# THE REQUEST
Go through the data below. List every line that holds the word "React".
☆ ☆ ☆ ☆
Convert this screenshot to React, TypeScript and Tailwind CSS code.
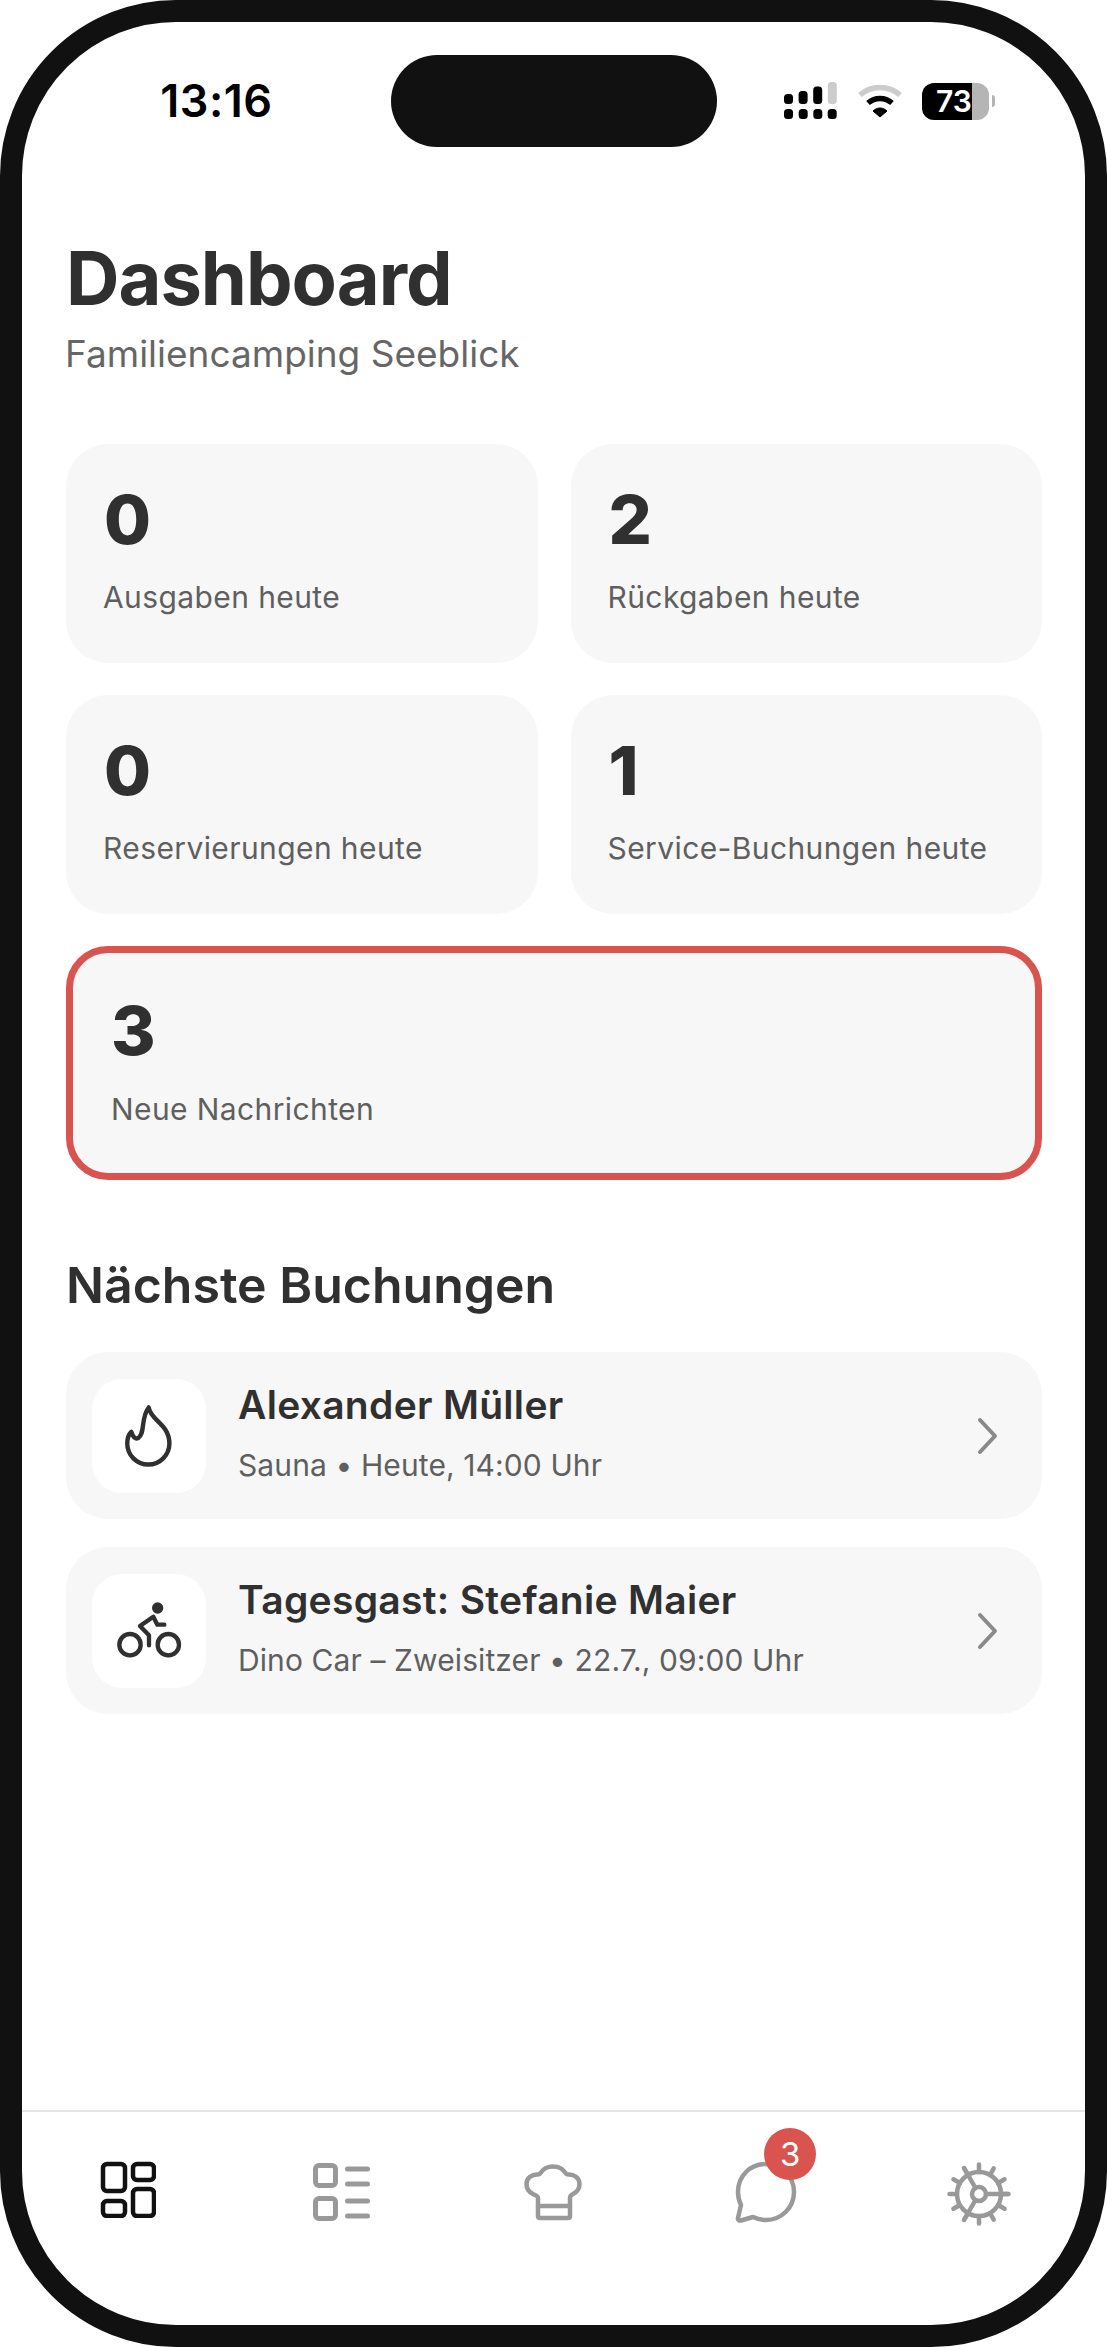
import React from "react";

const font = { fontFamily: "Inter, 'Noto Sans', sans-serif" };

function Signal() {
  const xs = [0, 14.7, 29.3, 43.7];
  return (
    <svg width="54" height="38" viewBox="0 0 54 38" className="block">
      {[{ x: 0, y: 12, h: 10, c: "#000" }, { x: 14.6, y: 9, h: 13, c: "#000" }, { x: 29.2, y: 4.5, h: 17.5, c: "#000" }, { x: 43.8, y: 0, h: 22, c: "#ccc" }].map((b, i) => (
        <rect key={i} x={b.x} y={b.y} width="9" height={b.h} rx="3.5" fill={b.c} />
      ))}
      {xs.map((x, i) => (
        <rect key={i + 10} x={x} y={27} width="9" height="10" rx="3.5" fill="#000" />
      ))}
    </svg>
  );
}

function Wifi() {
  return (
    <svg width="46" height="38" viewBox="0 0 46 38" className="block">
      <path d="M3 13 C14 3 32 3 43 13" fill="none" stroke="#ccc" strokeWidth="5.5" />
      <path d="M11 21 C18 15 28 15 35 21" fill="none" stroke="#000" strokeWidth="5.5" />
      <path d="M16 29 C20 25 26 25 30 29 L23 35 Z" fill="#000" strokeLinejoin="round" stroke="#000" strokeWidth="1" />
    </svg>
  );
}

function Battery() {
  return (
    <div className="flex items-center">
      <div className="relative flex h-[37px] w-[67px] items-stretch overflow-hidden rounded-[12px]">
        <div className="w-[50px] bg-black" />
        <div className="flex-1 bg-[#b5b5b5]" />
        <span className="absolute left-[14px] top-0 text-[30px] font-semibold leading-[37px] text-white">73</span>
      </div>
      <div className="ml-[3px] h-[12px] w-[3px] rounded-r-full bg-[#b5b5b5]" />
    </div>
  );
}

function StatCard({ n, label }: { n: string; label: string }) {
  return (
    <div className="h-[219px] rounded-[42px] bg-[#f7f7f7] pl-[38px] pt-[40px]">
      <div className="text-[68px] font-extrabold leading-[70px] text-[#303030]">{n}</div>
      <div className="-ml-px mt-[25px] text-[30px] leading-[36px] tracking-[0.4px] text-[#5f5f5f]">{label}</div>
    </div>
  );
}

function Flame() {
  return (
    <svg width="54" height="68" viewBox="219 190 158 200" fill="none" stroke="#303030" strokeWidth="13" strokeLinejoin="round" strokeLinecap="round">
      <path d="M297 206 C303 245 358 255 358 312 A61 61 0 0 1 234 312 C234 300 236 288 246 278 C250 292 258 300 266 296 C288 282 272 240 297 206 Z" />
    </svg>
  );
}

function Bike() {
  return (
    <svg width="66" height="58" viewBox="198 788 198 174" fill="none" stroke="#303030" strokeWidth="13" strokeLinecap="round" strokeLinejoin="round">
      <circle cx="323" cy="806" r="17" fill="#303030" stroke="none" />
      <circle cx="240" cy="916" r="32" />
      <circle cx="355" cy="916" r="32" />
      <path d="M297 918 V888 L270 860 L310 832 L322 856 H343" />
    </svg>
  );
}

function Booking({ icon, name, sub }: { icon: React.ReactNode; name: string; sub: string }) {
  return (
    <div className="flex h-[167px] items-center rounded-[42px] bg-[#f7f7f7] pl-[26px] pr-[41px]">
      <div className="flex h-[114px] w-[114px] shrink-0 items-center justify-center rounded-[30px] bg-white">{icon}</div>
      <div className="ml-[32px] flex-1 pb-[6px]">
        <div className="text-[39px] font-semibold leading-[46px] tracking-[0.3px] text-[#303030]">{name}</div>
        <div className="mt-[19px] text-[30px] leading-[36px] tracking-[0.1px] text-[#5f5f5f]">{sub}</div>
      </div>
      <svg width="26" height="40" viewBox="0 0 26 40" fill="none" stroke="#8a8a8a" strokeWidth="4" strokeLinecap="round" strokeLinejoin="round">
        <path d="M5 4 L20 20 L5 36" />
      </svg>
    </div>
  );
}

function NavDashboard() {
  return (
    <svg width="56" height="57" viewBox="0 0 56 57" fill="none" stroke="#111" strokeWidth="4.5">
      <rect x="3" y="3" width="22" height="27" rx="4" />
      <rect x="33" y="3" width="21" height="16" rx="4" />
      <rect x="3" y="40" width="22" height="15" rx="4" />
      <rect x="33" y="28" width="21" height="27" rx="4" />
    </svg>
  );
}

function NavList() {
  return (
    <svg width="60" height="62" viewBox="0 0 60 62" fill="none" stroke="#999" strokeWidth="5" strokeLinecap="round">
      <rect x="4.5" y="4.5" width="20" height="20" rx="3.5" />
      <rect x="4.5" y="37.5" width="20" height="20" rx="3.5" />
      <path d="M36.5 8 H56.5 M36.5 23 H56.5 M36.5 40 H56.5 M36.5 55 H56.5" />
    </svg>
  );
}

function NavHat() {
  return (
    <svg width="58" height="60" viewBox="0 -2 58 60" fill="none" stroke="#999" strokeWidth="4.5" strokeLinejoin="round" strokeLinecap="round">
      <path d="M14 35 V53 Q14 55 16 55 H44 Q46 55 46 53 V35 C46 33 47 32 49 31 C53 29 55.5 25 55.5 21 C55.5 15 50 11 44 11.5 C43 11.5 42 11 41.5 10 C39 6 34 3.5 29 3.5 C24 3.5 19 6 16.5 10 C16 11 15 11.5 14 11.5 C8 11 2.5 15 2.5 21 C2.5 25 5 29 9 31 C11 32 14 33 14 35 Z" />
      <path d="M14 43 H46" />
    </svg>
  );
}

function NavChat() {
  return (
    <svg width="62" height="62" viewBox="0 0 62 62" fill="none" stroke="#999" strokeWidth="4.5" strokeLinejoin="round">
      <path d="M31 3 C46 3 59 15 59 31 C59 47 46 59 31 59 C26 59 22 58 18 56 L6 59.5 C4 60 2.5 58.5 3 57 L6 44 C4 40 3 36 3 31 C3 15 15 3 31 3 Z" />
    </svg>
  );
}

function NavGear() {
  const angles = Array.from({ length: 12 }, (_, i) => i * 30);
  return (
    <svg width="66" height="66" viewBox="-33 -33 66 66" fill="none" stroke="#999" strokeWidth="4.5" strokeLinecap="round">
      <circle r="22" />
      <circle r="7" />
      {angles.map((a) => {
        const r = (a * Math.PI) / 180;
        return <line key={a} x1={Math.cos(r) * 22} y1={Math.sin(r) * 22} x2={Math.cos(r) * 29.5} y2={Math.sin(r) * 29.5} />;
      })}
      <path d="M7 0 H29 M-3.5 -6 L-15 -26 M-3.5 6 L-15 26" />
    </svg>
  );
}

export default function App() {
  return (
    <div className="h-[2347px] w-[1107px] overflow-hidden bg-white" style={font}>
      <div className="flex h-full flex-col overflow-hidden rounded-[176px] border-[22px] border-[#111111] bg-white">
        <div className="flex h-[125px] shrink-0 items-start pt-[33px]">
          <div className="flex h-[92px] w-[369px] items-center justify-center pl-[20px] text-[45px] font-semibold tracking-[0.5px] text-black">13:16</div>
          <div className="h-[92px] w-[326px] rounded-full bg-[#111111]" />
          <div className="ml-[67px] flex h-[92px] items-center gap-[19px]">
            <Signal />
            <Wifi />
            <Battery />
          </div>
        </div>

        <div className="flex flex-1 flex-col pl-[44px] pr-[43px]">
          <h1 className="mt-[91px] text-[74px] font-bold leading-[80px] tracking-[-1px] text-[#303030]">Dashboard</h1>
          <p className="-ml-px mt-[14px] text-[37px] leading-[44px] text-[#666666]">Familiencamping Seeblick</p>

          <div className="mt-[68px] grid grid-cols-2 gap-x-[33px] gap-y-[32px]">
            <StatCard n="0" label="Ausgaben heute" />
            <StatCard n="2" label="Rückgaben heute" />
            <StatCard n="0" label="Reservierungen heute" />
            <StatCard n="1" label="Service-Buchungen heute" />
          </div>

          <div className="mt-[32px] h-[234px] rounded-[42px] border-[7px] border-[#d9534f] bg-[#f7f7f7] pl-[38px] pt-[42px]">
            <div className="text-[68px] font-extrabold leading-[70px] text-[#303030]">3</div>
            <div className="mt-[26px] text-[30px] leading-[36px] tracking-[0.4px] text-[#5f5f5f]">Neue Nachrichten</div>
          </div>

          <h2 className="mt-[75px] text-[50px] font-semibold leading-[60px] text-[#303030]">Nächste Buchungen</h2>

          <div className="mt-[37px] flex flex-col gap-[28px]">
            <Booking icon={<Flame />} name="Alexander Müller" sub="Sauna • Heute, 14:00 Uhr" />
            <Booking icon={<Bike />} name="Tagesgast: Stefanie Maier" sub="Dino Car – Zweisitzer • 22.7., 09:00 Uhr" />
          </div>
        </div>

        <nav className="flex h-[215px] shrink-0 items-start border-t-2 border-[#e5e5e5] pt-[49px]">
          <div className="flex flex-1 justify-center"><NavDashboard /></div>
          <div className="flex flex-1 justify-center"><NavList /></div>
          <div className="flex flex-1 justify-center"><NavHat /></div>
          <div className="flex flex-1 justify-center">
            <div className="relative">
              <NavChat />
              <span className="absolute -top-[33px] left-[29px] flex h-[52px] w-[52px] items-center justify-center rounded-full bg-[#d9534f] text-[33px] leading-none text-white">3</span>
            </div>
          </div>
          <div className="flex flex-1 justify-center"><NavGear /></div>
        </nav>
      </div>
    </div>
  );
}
☆ ☆ ☆ ☆
# EXPECTED OUTPUT
Convert this screenshot to React, TypeScript and Tailwind CSS code.
import React from "react";
function Booking({ icon, name, sub }: { icon: React.ReactNode; name: string; sub: string }) {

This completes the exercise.